→ GOAL OF THE EXERCISE
Do not repeat pictures. Repeat exactly the lines of the listing below from its first line through the line with "const PLOT_BOTTOM = 751".

→ COLLECTED DATA
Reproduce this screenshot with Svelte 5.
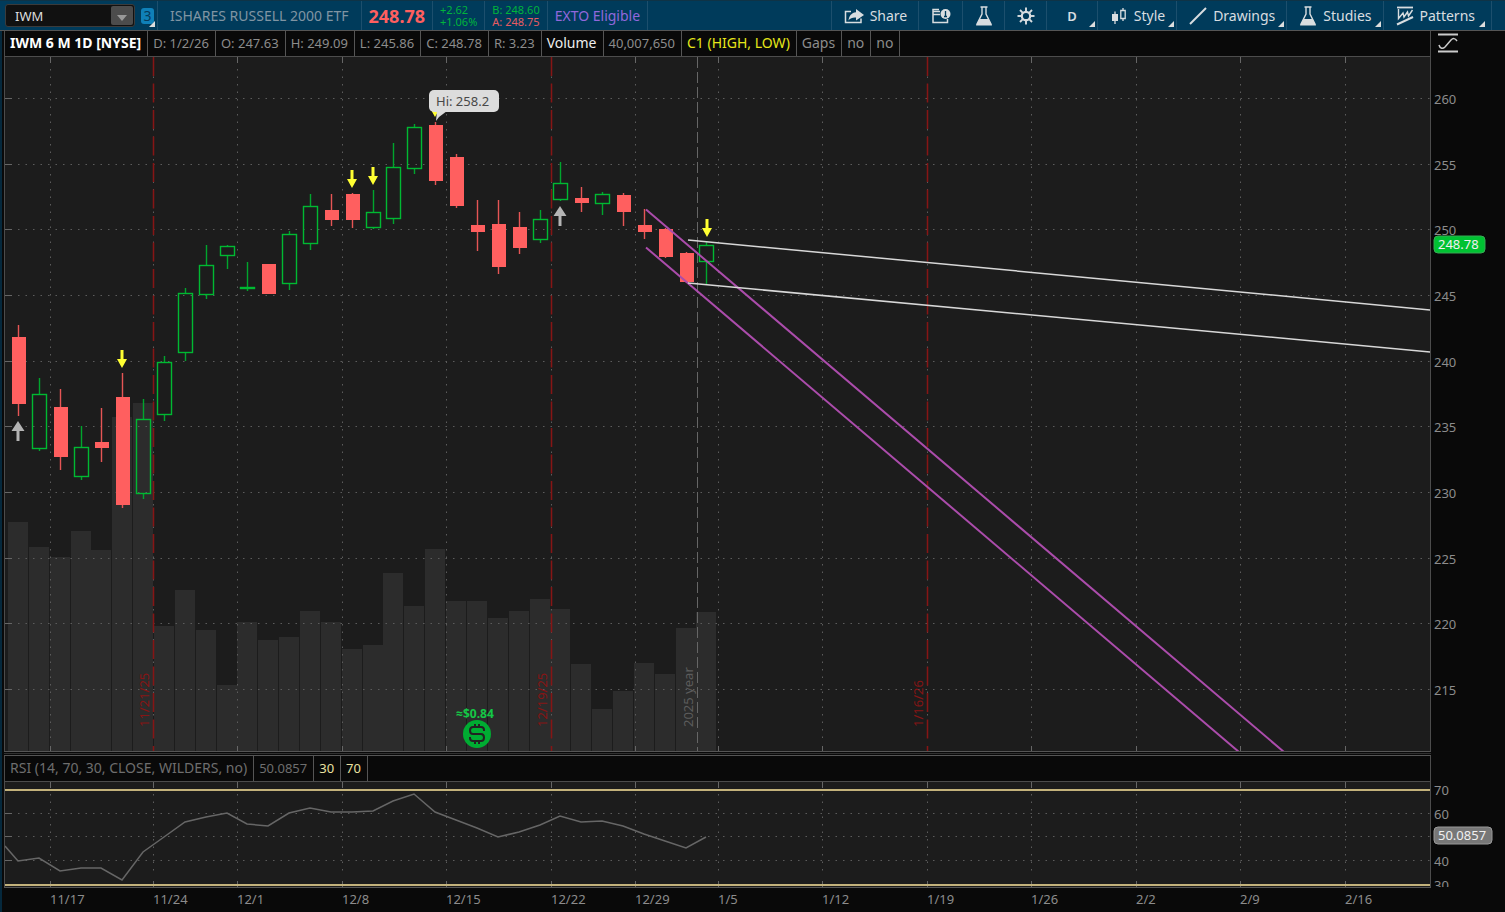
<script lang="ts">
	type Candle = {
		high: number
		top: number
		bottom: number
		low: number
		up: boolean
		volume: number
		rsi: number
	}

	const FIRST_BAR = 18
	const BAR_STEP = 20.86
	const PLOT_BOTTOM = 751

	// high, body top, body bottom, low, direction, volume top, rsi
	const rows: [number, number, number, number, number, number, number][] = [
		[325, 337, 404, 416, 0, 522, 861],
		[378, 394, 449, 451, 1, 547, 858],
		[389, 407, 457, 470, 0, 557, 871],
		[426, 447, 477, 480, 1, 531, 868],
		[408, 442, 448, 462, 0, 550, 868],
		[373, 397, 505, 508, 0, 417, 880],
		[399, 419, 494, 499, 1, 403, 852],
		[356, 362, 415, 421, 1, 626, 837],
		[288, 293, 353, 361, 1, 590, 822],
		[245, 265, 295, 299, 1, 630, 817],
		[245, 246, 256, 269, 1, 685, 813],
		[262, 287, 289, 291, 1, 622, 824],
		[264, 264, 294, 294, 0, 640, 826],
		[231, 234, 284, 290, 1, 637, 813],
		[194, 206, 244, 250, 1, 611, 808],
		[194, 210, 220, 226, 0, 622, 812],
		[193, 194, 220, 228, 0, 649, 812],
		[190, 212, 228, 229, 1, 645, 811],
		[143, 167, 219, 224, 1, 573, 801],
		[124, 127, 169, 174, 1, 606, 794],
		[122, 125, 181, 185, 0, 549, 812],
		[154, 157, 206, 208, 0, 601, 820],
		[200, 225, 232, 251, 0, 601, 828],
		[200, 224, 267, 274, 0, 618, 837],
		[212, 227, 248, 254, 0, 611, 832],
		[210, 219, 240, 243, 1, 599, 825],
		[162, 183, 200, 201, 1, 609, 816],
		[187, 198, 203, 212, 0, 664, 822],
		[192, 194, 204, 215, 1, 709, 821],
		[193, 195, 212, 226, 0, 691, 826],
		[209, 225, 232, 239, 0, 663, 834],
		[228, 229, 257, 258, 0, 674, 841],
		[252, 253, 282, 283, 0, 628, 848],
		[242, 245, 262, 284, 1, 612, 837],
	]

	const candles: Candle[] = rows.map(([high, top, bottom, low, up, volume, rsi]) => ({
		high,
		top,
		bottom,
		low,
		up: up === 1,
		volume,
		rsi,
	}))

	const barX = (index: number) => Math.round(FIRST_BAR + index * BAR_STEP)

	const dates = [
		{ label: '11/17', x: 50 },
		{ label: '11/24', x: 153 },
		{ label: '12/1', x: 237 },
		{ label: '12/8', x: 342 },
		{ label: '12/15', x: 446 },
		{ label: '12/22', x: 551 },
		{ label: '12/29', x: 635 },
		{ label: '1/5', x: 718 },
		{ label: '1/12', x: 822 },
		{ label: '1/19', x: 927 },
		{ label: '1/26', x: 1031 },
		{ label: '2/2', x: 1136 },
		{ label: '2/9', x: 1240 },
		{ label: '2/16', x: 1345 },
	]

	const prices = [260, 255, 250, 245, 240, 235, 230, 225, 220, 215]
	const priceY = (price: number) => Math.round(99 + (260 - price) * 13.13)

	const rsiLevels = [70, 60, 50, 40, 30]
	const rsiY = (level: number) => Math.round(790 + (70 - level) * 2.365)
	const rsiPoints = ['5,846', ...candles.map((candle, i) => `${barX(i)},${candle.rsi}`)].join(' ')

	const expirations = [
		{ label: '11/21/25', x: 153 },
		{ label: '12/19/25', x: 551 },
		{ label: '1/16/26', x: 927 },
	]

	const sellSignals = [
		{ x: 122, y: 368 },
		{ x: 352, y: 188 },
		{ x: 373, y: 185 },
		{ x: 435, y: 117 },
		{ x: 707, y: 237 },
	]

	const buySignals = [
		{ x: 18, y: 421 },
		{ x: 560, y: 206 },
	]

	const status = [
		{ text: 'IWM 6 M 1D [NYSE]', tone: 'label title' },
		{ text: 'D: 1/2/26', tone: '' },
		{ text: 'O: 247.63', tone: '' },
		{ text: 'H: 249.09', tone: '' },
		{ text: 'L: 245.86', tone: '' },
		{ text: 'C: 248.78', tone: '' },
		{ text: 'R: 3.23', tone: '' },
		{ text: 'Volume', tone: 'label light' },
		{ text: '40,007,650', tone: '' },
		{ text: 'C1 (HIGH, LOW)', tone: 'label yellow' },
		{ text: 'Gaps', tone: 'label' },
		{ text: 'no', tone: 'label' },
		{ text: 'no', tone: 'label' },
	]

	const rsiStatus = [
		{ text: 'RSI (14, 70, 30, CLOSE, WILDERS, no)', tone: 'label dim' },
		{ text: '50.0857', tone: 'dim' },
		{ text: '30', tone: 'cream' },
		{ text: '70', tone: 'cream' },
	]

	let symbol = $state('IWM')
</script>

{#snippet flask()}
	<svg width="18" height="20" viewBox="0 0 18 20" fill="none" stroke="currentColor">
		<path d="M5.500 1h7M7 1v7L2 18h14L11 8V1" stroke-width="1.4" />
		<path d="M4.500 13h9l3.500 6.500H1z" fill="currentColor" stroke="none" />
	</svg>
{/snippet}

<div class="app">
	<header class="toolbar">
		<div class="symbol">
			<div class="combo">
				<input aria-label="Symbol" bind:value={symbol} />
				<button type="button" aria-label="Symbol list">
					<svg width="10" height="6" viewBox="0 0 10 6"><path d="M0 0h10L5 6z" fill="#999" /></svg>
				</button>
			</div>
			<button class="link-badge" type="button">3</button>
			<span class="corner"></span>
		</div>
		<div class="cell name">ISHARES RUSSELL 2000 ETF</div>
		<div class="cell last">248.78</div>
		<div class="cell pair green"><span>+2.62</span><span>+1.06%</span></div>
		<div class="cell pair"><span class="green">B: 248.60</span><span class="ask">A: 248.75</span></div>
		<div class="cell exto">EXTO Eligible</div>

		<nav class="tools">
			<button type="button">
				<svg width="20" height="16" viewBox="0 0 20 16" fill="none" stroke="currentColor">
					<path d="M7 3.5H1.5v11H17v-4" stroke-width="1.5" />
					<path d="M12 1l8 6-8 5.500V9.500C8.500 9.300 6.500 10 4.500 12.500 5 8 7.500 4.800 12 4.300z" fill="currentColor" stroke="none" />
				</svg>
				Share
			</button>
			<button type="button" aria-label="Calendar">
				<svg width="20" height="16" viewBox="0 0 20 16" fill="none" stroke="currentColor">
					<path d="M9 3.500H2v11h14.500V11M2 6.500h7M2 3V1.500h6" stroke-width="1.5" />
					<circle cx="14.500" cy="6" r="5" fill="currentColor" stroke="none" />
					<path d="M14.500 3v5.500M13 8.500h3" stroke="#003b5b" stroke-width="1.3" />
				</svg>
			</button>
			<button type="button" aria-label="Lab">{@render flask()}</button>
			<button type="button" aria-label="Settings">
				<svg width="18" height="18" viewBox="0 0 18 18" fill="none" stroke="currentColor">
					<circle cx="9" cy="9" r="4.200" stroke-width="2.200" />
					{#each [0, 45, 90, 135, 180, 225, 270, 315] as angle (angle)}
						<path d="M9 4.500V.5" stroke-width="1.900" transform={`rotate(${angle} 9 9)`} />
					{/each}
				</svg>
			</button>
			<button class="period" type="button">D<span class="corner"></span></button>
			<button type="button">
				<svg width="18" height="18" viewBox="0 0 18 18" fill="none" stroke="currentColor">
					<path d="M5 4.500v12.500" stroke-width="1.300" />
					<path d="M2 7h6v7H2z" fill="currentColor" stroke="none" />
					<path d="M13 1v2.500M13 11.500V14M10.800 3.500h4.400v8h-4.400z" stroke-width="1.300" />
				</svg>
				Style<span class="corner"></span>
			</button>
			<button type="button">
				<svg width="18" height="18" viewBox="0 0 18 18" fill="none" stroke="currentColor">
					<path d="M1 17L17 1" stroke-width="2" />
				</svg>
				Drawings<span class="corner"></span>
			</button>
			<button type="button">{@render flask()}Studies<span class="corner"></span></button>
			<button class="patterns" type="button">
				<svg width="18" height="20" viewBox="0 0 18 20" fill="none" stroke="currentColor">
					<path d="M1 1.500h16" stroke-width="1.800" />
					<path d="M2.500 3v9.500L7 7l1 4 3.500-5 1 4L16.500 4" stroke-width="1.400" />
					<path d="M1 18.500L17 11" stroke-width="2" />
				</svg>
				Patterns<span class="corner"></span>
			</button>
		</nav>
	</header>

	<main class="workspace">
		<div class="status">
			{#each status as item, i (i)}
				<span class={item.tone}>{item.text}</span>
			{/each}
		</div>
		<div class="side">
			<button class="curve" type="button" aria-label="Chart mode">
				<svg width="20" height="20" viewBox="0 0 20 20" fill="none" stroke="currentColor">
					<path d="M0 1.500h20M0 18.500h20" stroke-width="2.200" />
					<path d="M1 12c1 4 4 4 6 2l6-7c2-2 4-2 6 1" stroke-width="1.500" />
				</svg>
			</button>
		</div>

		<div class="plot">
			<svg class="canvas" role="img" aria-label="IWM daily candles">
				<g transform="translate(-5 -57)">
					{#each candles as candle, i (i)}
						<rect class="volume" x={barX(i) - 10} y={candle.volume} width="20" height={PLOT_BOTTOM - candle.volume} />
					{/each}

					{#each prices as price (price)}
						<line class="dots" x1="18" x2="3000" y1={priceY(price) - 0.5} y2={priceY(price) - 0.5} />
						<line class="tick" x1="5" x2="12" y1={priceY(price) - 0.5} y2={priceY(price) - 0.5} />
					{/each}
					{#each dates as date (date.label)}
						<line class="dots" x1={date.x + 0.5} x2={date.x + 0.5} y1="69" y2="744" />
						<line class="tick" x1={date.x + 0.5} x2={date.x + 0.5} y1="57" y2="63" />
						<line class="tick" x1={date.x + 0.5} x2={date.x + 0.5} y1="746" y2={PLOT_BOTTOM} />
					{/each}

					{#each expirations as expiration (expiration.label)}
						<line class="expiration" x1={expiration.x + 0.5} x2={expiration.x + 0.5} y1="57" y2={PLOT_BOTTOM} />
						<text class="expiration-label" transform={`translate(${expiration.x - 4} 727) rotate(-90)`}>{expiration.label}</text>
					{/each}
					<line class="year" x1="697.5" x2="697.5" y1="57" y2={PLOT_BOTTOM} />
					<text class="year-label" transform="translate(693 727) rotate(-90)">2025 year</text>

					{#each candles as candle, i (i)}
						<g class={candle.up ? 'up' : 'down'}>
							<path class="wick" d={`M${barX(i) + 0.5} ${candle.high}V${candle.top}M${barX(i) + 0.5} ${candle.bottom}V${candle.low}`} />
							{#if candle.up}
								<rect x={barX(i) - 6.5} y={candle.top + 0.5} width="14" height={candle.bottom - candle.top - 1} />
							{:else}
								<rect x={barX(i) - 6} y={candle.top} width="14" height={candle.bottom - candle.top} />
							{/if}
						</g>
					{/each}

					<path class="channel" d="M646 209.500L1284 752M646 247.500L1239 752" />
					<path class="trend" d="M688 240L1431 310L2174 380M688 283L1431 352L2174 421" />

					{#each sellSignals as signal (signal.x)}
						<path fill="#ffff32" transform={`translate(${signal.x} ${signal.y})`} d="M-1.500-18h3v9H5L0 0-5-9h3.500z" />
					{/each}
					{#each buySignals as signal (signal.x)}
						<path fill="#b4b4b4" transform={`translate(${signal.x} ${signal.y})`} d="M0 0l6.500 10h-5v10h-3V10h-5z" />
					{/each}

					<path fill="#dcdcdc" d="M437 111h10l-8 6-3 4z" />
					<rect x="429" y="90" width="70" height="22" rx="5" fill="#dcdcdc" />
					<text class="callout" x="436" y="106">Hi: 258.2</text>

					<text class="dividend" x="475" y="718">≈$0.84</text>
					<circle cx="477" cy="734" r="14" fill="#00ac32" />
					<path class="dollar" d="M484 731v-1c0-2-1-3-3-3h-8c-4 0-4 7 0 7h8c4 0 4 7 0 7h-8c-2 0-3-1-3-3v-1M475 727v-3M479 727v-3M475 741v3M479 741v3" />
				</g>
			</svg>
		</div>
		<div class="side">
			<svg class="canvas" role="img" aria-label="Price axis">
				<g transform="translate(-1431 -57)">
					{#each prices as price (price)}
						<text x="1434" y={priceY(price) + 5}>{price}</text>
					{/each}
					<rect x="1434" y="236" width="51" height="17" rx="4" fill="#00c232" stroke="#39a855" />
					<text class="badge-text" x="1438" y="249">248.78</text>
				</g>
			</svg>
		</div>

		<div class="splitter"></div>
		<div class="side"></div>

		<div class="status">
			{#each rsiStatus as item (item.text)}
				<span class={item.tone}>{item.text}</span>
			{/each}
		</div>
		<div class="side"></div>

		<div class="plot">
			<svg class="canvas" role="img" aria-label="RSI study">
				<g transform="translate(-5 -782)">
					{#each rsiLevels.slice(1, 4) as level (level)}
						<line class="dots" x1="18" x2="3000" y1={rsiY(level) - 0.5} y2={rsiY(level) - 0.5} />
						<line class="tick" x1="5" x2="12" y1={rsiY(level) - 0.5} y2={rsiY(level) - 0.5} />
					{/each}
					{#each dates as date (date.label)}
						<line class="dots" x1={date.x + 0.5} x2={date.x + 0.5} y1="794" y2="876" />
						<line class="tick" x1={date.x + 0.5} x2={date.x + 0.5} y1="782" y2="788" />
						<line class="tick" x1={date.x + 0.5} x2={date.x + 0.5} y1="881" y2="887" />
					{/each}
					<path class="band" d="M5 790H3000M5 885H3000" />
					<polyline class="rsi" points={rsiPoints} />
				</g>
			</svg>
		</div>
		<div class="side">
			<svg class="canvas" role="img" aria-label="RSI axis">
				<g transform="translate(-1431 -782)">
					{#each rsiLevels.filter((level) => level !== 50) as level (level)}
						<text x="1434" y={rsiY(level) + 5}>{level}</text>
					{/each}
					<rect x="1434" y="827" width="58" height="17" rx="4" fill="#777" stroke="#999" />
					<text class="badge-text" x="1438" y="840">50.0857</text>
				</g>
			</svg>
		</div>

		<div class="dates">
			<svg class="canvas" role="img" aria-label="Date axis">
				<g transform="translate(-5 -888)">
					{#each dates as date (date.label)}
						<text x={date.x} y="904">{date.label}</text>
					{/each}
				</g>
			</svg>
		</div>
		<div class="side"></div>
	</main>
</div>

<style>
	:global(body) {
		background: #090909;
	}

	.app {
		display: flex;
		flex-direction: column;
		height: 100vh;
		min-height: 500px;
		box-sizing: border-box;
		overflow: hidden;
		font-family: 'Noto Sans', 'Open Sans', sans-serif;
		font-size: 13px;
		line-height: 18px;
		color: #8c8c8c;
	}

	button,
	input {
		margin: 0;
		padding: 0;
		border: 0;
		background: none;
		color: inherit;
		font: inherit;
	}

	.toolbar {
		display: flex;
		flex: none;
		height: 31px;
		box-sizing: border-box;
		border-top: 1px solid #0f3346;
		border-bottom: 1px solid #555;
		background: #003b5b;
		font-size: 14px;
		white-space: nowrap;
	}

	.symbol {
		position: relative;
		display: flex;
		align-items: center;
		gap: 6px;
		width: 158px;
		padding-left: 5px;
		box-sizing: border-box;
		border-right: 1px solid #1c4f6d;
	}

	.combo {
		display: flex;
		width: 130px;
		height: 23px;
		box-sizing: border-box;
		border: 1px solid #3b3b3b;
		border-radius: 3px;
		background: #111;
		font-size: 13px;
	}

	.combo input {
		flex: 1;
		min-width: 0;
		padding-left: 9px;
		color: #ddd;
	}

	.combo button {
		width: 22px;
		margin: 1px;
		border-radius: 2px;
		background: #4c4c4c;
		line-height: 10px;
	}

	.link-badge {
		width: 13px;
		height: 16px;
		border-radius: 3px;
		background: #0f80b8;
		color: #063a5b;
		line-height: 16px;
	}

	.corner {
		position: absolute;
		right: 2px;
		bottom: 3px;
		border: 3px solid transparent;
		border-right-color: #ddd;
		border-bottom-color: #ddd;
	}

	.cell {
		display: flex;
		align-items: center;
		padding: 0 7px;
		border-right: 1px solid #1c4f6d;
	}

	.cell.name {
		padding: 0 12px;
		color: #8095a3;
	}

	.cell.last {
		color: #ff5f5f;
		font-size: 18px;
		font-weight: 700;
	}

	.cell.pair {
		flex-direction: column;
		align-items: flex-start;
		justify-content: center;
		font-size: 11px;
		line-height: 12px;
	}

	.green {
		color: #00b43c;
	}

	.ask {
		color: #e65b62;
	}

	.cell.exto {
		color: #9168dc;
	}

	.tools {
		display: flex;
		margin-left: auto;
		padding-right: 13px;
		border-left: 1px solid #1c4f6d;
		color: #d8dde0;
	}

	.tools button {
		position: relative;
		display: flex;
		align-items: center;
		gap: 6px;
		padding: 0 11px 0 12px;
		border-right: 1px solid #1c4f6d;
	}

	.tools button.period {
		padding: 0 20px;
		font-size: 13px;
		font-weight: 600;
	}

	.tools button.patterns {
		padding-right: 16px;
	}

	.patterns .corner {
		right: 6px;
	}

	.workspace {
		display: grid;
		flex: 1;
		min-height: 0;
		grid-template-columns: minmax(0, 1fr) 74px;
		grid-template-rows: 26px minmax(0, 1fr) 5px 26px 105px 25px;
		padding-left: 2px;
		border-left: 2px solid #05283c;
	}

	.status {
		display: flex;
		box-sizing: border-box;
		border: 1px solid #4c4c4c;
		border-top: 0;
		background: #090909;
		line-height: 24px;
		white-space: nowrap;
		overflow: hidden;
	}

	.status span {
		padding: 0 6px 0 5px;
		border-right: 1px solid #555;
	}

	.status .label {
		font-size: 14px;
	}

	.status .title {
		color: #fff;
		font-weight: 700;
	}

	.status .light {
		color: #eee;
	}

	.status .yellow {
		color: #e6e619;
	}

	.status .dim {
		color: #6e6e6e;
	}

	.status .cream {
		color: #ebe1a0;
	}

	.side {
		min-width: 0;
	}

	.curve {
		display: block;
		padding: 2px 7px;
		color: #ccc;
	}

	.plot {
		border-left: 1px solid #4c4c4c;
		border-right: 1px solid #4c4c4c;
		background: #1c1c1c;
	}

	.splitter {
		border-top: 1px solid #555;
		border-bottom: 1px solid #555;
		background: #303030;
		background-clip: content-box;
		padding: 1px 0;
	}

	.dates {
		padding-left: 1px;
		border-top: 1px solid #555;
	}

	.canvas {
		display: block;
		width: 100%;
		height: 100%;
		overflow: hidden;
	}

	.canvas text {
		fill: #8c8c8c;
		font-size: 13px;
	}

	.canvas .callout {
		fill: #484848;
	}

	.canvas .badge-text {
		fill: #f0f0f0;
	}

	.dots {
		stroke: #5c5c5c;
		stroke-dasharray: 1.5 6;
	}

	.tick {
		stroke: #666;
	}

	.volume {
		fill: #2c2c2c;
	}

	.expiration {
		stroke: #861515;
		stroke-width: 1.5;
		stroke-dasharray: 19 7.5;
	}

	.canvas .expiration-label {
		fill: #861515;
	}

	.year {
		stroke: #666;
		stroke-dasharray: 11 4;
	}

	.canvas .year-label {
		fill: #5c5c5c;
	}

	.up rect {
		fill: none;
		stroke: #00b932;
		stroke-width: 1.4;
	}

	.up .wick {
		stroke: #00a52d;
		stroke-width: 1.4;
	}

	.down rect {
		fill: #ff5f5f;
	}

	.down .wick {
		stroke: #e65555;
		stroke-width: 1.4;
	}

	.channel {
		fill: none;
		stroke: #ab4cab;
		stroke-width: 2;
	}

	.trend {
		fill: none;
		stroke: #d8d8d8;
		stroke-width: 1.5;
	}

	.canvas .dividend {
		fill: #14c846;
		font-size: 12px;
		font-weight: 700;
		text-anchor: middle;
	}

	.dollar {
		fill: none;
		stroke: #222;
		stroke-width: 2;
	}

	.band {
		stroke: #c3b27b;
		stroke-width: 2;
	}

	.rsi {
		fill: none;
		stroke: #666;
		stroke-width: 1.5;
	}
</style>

→ RESPONSE
Reproduce this screenshot with Svelte 5.
<script lang="ts">
	type Candle = {
		high: number
		top: number
		bottom: number
		low: number
		up: boolean
		volume: number
		rsi: number
	}

	const FIRST_BAR = 18
	const BAR_STEP = 20.86
	const PLOT_BOTTOM = 751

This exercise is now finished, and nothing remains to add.